11. Common failure modes and how to avoid them

Mismatch between business and technical definitions

Operations teams often assume everyone agrees on what “matched” means, but technical teams may define it differently than business users. A record might be technically linked, yet still be rejected by downstream operations because the match confidence was too low or the evidence was incomplete. Avoid this by documenting success criteria in business language first, then translating them into technical rules. Any checklist that skips this alignment step will create disputes later. The best interoperability programs make the definition of “good enough to move” explicit and reviewable.
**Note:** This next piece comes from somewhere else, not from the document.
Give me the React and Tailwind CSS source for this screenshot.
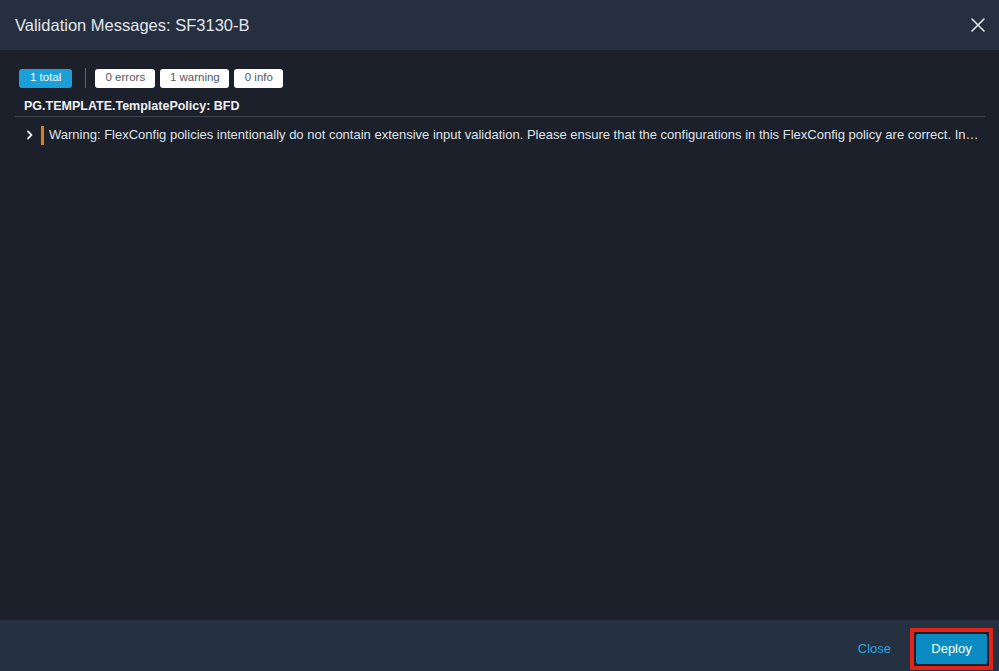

Overreliance on a single identifier

Single-point identity strategies work only when the identifier is truly persistent and trustworthy. In many real-world environments, however, identifiers change, are missing, or are reused across partners. Overreliance on one field can therefore create brittle workflows and hidden failure rates. A robust checklist encourages layered evidence, where one identifier anchors the match and supporting data confirms it. This reduces both missed matches and false links.

Ignoring upstream data governance

Identity resolution cannot compensate for unmanaged upstream data chaos. If partner systems define names, addresses, or IDs differently, the matching engine becomes a cleanup tool instead of a resolution tool. The longer teams wait to address governance, the more they pay in exceptions, manual work, and downstream errors. That is why the readiness checklist must include upstream data standards, schema governance, and partner onboarding controls. If your organization is revisiting its broader identity posture, also see privacy-aware architecture guidance and auditability controls for related governance patterns.

12. Final takeaway: treat identity resolution as workflow infrastructure

The most successful interoperability programs do not treat identity resolution as a one-time technical task. They treat it as workflow infrastructure: a repeatable set of rules, controls, data standards, and operating practices that keep data moving correctly across systems and partners. That mindset is what turns a fragile API integration into a scalable operating model. It also makes your program easier to defend during audits, easier to troubleshoot during incidents, and easier to expand to new partners or data sources.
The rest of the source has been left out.